* EXERCISE BRIEF *
Extract word for word the lines of the listing from its start to the line holding "w-full rounded border", both ends kept; pictures are not part of the copy.

***

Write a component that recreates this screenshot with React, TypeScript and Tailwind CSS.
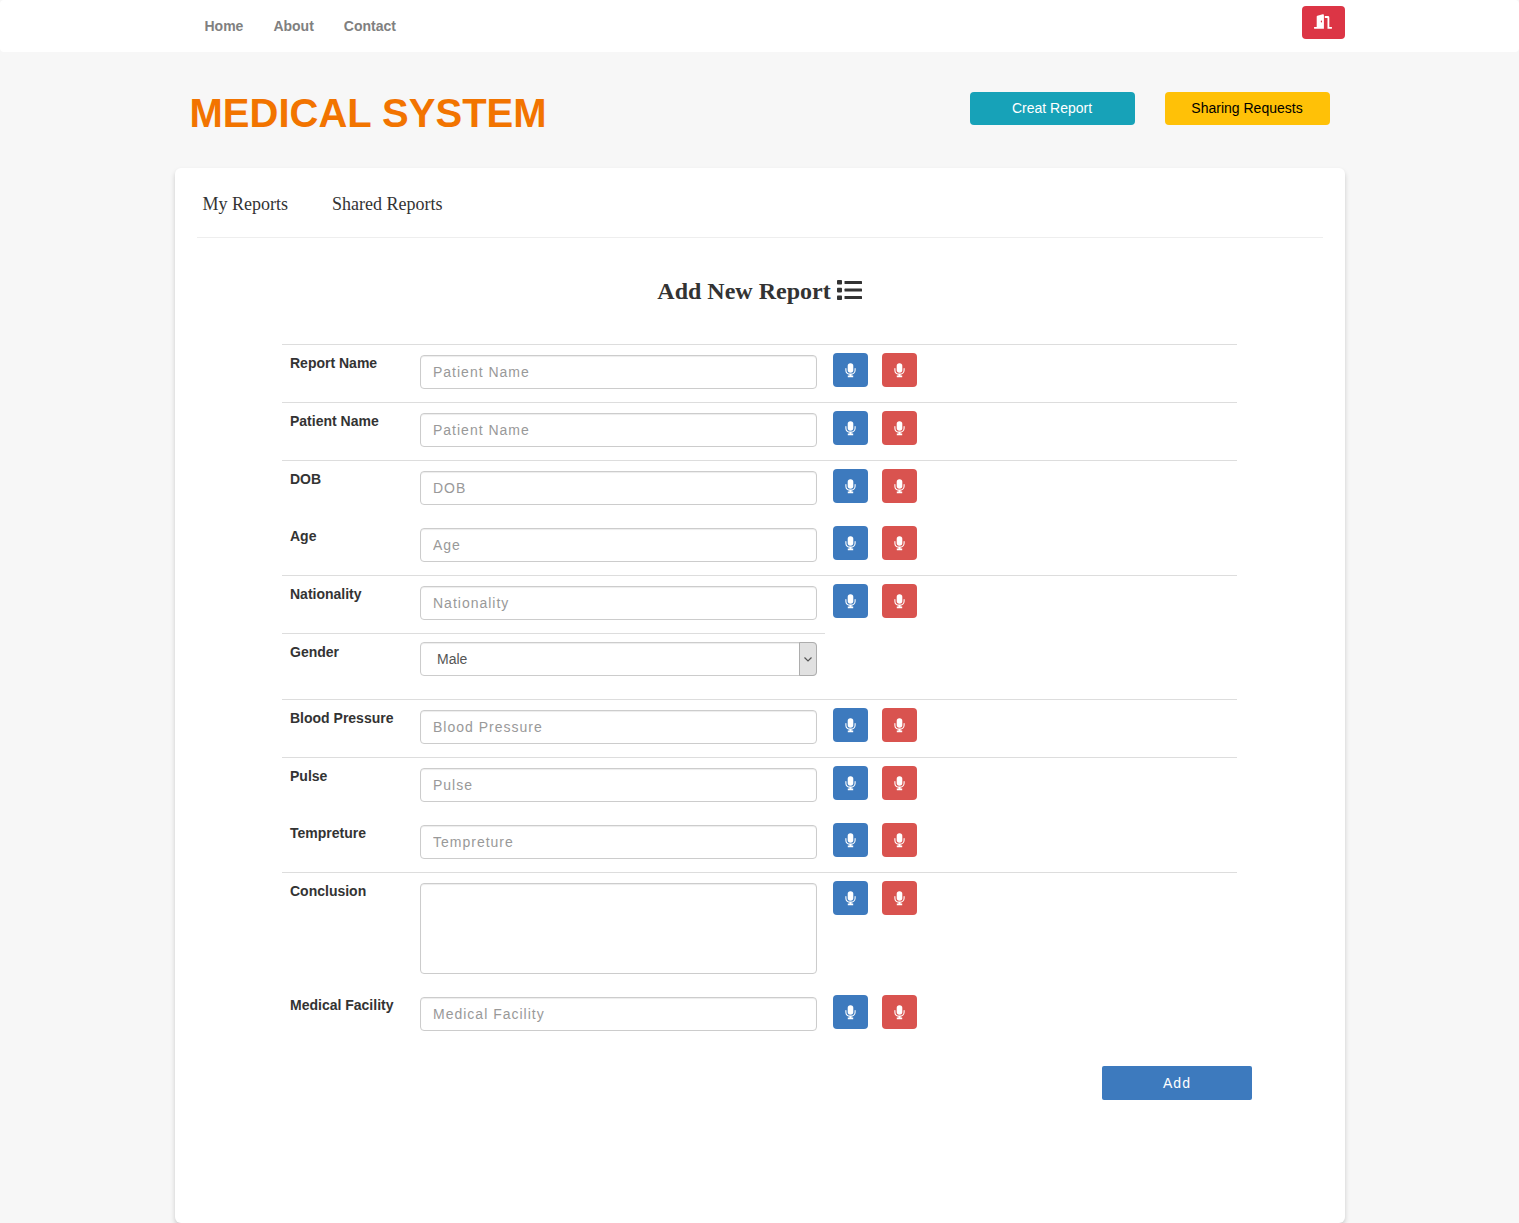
import { FaDoorOpen } from "react-icons/fa";

type Kind = "text" | "select" | "textarea";

interface Field {
  id: string;
  label: string;
  placeholder?: string;
  kind?: Kind;
  ruled?: boolean;
}

const fields: Field[] = [
  { id: "report-name", label: "Report Name", placeholder: "Patient Name", ruled: true },
  { id: "patient-name", label: "Patient Name", placeholder: "Patient Name", ruled: true },
  { id: "dob", label: "DOB", placeholder: "DOB", ruled: true },
  { id: "age", label: "Age", placeholder: "Age" },
  { id: "nationality", label: "Nationality", placeholder: "Nationality", ruled: true },
  { id: "gender", label: "Gender", kind: "select", ruled: true },
  { id: "blood-pressure", label: "Blood Pressure", placeholder: "Blood Pressure", ruled: true },
  { id: "pulse", label: "Pulse", placeholder: "Pulse", ruled: true },
  { id: "tempreture", label: "Tempreture", placeholder: "Tempreture" },
  { id: "conclusion", label: "Conclusion", kind: "textarea", ruled: true },
  { id: "medical-facility", label: "Medical Facility", placeholder: "Medical Facility" },
];

const control =
  "block w-full rounded border border-[#ccc] bg-white text-sm text-[#555] shadow-[inset_0_1px_1px_rgba(0,0,0,0.075)]";

function ListIcon() {
  return (
    <svg viewBox="0 0 25 20" className="mb-0.5 h-5 w-[25px]" fill="currentColor" aria-hidden="true">
      <rect x="0" y="0" width="5" height="4.6" rx="0.8" />
      <rect x="0" y="7.8" width="5" height="4.6" rx="0.8" />
      <rect x="0" y="15.4" width="5" height="4.6" rx="0.8" />
      <rect x="7.5" y="1" width="17.5" height="3" rx="0.6" />
      <rect x="7.5" y="8.6" width="17.5" height="3" rx="0.6" />
      <rect x="7.5" y="16" width="17.5" height="3" rx="0.6" />
    </svg>
  );
}

function MicIcon() {
  return (
    <svg viewBox="0 0 11 15" className="h-[15px] w-[11px]" aria-hidden="true">
      <rect x="2.7" y="0.3" width="5.6" height="9.4" rx="2.7" fill="currentColor" />
      <path
        d="M0.9 5.6V7.2C0.9 9.6 2.9 11.1 5.5 11.1S10.1 9.6 10.1 7.2V5.6"
        fill="none"
        stroke="currentColor"
        strokeWidth="1.1"
        strokeLinecap="round"
      />
      <path d="M4.5 11H6.5V12.6H8.2V14.2H2.8V12.6H4.5Z" fill="currentColor" />
    </svg>
  );
}

function Control({ field }: { field: Field }) {
  if (field.kind === "select") {
    return (
      <div className="relative mb-[15px]">
        <select id={field.id} className={`${control} h-[34px] appearance-none px-4`} defaultValue="Male">
          <option>Male</option>
          <option>Female</option>
        </select>
        <span className="pointer-events-none absolute inset-y-0 right-0 flex w-[18px] items-center justify-center rounded-r border border-[#adadad] bg-[#e1e1e1]">
          <svg viewBox="0 0 8 5" className="h-[5px] w-2" fill="none" stroke="#555" strokeWidth="1.2" aria-hidden="true">
            <path d="M0.5 0.5 4 4 7.5 0.5" />
          </svg>
        </span>
      </div>
    );
  }
  if (field.kind === "textarea") {
    return <textarea id={field.id} className={`${control} mt-0.5 mb-[5px] h-[91px] resize-none px-3 py-1.5`} />;
  }
  return (
    <input
      id={field.id}
      type="text"
      placeholder={field.placeholder}
      className={`${control} mt-0.5 mb-[5px] h-[34px] px-3 tracking-[1px] placeholder:text-[#999]`}
    />
  );
}

function MicButtons({ label }: { label: string }) {
  const base = "flex h-[34px] w-[35px] items-center justify-center rounded text-white";
  return (
    <div className="flex gap-3.5">
      <button type="button" aria-label={`Start dictating ${label}`} className={`${base} bg-[#3d7abe]`}>
        <MicIcon />
      </button>
      <button type="button" aria-label={`Stop dictating ${label}`} className={`${base} bg-[#d9534f]`}>
        <MicIcon />
      </button>
    </div>
  );
}

function FieldRow({ field }: { field: Field }) {
  const rule = field.ruled ? "border-t border-[#ddd]" : "";
  return (
    <tr className="align-top">
      <th scope="row" className={`${rule} w-[130px] p-2 text-left font-bold whitespace-nowrap`}>
        <label htmlFor={field.id} className="block leading-5">{field.label}</label>
      </th>
      <td className={`${rule} p-2`}>
        <Control field={field} />
      </td>
      <td className={field.kind === "select" ? "w-[412px] p-2" : `${rule} w-[412px] p-2`}>
        {field.kind !== "select" && <MicButtons label={field.label} />}
      </td>
    </tr>
  );
}

export default function App() {
  return (
    <div className="min-h-screen bg-[#f7f7f7] font-['Liberation_Sans',Arial,sans-serif] text-sm text-[#333]">
      <header className="rounded bg-white">
        <div className="mx-auto flex h-13 max-w-[1170px] items-start justify-between">
          <nav className="flex gap-[30px] pt-4 pl-[30px] leading-5 font-bold text-[#808080]">
            <a href="#home">Home</a>
            <a href="#about">About</a>
            <a href="#contact">Contact</a>
          </nav>
          <button type="button" aria-label="Log out" className="mt-1.5 flex h-[33px] w-[43px] items-center justify-center rounded bg-[#dc3545] pb-0.5 text-white">
            <FaDoorOpen className="h-[15px] w-[18px]" />
          </button>
        </div>
      </header>

      <div className="mx-auto flex max-w-[1170px] items-start justify-between px-[15px] pt-10 pb-[34px]">
        <h1 className="text-[40px] leading-[42px] font-bold text-[#f27400]">MEDICAL SYSTEM</h1>
        <div className="flex gap-[30px]">
          <button type="button" className="h-[33px] w-[165px] rounded bg-[#17a2b8] pb-0.5 text-white">Creat Report</button>
          <button type="button" className="h-[33px] w-[165px] rounded bg-[#ffc107] pb-0.5 text-black">Sharing Requests</button>
        </div>
      </div>

      <main className="mx-auto max-w-[1170px] rounded-md bg-white px-[22px] pt-6 pb-[123px] shadow-[0_3px_5px_rgba(0,0,0,0.18)]">
        <nav className="flex gap-11 border-b border-[#eee] px-1.5 pb-[21px] font-['Liberation_Serif','Times_New_Roman',serif] text-lg leading-6">
          <a href="#my-reports">My Reports</a>
          <a href="#shared-reports">Shared Reports</a>
        </nav>
        <form className="mx-auto max-w-[955px]" onSubmit={(e) => e.preventDefault()}>
          <h2 className="flex items-center justify-center gap-1.5 py-[38px] font-['Liberation_Serif','Times_New_Roman',serif] text-2xl leading-[30px] font-bold">
            Add New Report
            <ListIcon />
          </h2>
          <table className="w-full border-separate border-spacing-0">
            <tbody>
              {fields.map((field) => (
                <FieldRow key={field.id} field={field} />
              ))}
            </tbody>
          </table>
          <div className="mr-[-15px] flex justify-end pt-[22px]">
            <button type="submit" className="h-[34px] w-[150px] rounded-xs bg-[#3d7abe] tracking-[1px] text-white">Add</button>
          </div>
        </form>
      </main>
    </div>
  );
}
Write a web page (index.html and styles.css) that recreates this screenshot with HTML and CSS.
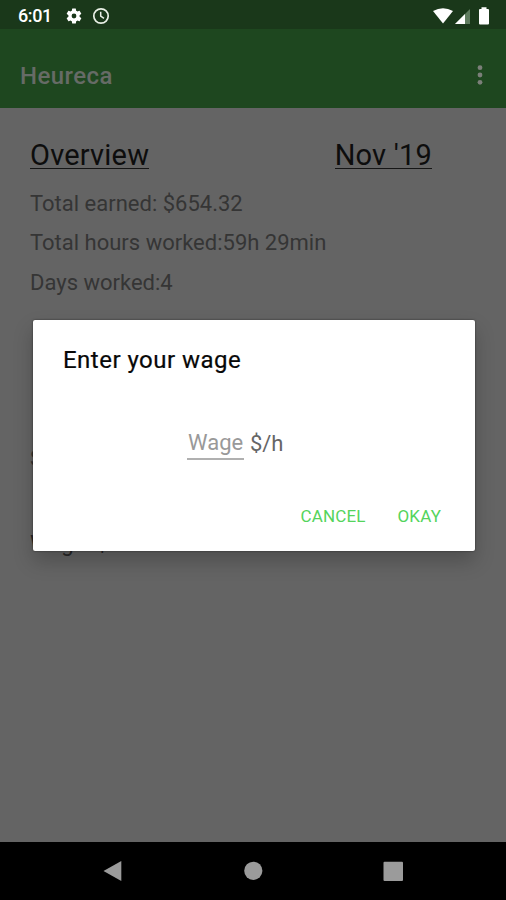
FILE: index.html
```
<!DOCTYPE html>
<html lang="en">
<head>
<meta charset="utf-8">
<title>Heureca</title>
<link rel="stylesheet" href="styles.css">
</head>
<body>
<div class="screen">
  <header class="status">
    <span class="clock">6:01</span>
    <svg class="gear" width="18" height="18" viewBox="0 0 24 24"><path fill="#fff" fill-rule="evenodd" d="M19.4 13c.04-.3.06-.65.06-1s-.02-.7-.06-1l2.1-1.65a.5.5 0 0 0 .12-.64l-2-3.46a.5.5 0 0 0-.6-.22l-2.5 1a7.300 7.300 0 0 0-1.690-.980l-.380-2.650A.49.49 0 0 0 14 2h-4a.49.49 0 0 0-.49.420l-.380 2.650c-.61.250-1.170.590-1.690.980l-2.490-1a.5.5 0 0 0-.61.220l-2 3.460a.5.5 0 0 0 .12.640L4.570 11a7.900 7.900 0 0 0 0 2l-2.110 1.650a.5.5 0 0 0-.12.640l2 3.460c.12.220.39.300.61.220l2.490-1c.52.400 1.080.730 1.690.980l.380 2.650c.03.240.24.400.49.400h4c.25 0 .46-.16.49-.4l.380-2.650c.61-.25 1.170-.59 1.690-.98l2.490 1c.23.080.49 0 .61-.22l2-3.460a.5.5 0 0 0-.12-.64zM12 15.200a3.200 3.200 0 1 1 0-6.400 3.200 3.200 0 0 1 0 6.400z"/></svg>
    <svg class="alarm" width="18" height="18" viewBox="0 0 18 18"><circle cx="9" cy="9" r="7.200" fill="none" stroke="#e9f0e6" stroke-width="1.700"/><path d="M8.700 4.700V9.200L12 11.400" fill="none" stroke="#e9f0e6" stroke-width="1.500"/></svg>
    <svg class="signals" width="58" height="20" viewBox="0 0 58 20"><path d="M0 5Q10-.500 20 5L10 17.500z" fill="#fff"/><path d="M37 3V18H22z" fill="#5f7c5f"/><path d="M32 8V18H22z" fill="#fff"/><path d="M48.500 1.300h5v1.700h1.500q1 0 1 1V17.500q0 1-1 1h-8q-1 0-1-1V4q0-1 1-1h1.500z" fill="#fff"/></svg>
  </header>
  <div class="toolbar">
    <h1 class="app-name">Heureca</h1>
    <svg class="more" width="6" height="22" viewBox="0 0 6 22"><g fill="#7b7f79"><circle cx="3" cy="3.700" r="2.400"/><circle cx="3" cy="11" r="2.400"/><circle cx="3" cy="18.300" r="2.400"/></g></svg>
  </div>
  <main class="content">
    <div class="heading">
      <h2 class="overview">Overview</h2>
      <h2 class="month">Nov '19</h2>
    </div>
    <p class="row earned">Total earned: $654.32</p>
    <p class="row hours">Total hours worked:59h 29min</p>
    <p class="row days">Days worked:4</p>
    <p class="row settings">S</p>
    <p class="row wage-row">Wage: $</p>
    <section class="dialog">
      <h3 class="title">Enter your wage</h3>
      <div class="field"><span class="hint">Wage</span><span class="unit">$/h</span></div>
      <div class="actions"><span class="cancel">CANCEL</span><span class="okay">OKAY</span></div>
    </section>
  </main>
  <nav class="nav">
    <svg width="20" height="22" viewBox="0 0 20 22"><path d="M18.300 1V21L.5 11z" fill="#9b9b9b"/></svg>
    <svg width="20" height="22" viewBox="0 0 20 22"><circle cx="10.300" cy="10.800" r="9.100" fill="#9b9b9b"/></svg>
    <svg width="20" height="22" viewBox="0 0 20 22"><rect x=".5" y="1.700" width="19.500" height="19.300" rx="1" fill="#9b9b9b"/></svg>
  </nav>
</div>
</body>
</html>
```

FILE: styles.css
```
* { box-sizing: border-box; }
body, h1, h2, h3, p { margin: 0; }
body { font-family: Roboto, sans-serif; background: #646464; }
.screen { width: 506px; height: 900px; display: flex; flex-direction: column; overflow: hidden; }
.status { height: 29px; background: #1a381a; display: flex; align-items: center; padding: 2px 15px 0 18px; }
.clock { color: #fff; font-size: 18px; font-weight: 500; line-height: 26px; width: 47px; letter-spacing: -.4px; white-space: nowrap; }
.alarm { margin-left: 9px; }
.signals { margin-left: auto; }
.toolbar { height: 79px; background: #1e471f; display: flex; align-items: center; justify-content: space-between; padding: 10px 23px 0 20px; }
.app-name { font-size: 24px; font-weight: 500; line-height: 28px; letter-spacing: .45px; color: #666b66; padding-top: 5px; }
.more { margin-top: 2px; }
.content { position: relative; height: 734px; background: #646464; padding: 28px 30px 0; }
.heading { display: flex; justify-content: space-between; width: 402px; height: 48px; }
.overview, .month { font-size: 29px; font-weight: 400; line-height: 39px; height: 33px; color: #0d0d0d; border-bottom: 1px solid #161616; white-space: nowrap; letter-spacing: .2px; }
.row { font-size: 22px; line-height: 39.300px; color: #353535; white-space: nowrap; width: max-content; }
.settings { margin-top: 137px; }
.wage-row { margin-top: 46px; color: #282828; }
.dialog { position: absolute; left: 33px; top: 212px; width: 441.500px; height: 230.500px; background: #fff; border-radius: 2px; box-shadow: 0 0 2px rgba(0,0,0,.6), 0 10px 20px rgba(0,0,0,.22); padding: 24px 33.500px 0 30px; }
.title { font-size: 24px; font-weight: 400; line-height: 33px; letter-spacing: .48px; color: #080808; -webkit-text-stroke: .2px #080808; width: max-content; }
.field { display: flex; margin: 48px 0 0 124px; font-size: 22px; line-height: 35px; }
.hint { width: 57px; height: 35px; padding-left: 1px; color: #999; border-bottom: 2px solid #b0b0b0; }
.unit { margin-left: 6px; color: #666; letter-spacing: -.1px; line-height: 37px; }
.actions { display: flex; justify-content: flex-end; gap: 32px; margin-top: 42px; font-size: 17px; line-height: 24px; letter-spacing: .15px; color: #54d45c; }
.nav { height: 58px; background: #000; display: flex; justify-content: space-between; padding: 18px 103px 0; }
```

***

* RESPONSE BELOW *
Write a component that recreates this screenshot with React, TypeScript and Tailwind CSS.
import { FaDoorOpen } from "react-icons/fa";

type Kind = "text" | "select" | "textarea";

interface Field {
  id: string;
  label: string;
  placeholder?: string;
  kind?: Kind;
  ruled?: boolean;
}

const fields: Field[] = [
  { id: "report-name", label: "Report Name", placeholder: "Patient Name", ruled: true },
  { id: "patient-name", label: "Patient Name", placeholder: "Patient Name", ruled: true },
  { id: "dob", label: "DOB", placeholder: "DOB", ruled: true },
  { id: "age", label: "Age", placeholder: "Age" },
  { id: "nationality", label: "Nationality", placeholder: "Nationality", ruled: true },
  { id: "gender", label: "Gender", kind: "select", ruled: true },
  { id: "blood-pressure", label: "Blood Pressure", placeholder: "Blood Pressure", ruled: true },
  { id: "pulse", label: "Pulse", placeholder: "Pulse", ruled: true },
  { id: "tempreture", label: "Tempreture", placeholder: "Tempreture" },
  { id: "conclusion", label: "Conclusion", kind: "textarea", ruled: true },
  { id: "medical-facility", label: "Medical Facility", placeholder: "Medical Facility" },
];

const control =
  "block w-full rounded border border-[#ccc] bg-white text-sm text-[#555] shadow-[inset_0_1px_1px_rgba(0,0,0,0.075)]";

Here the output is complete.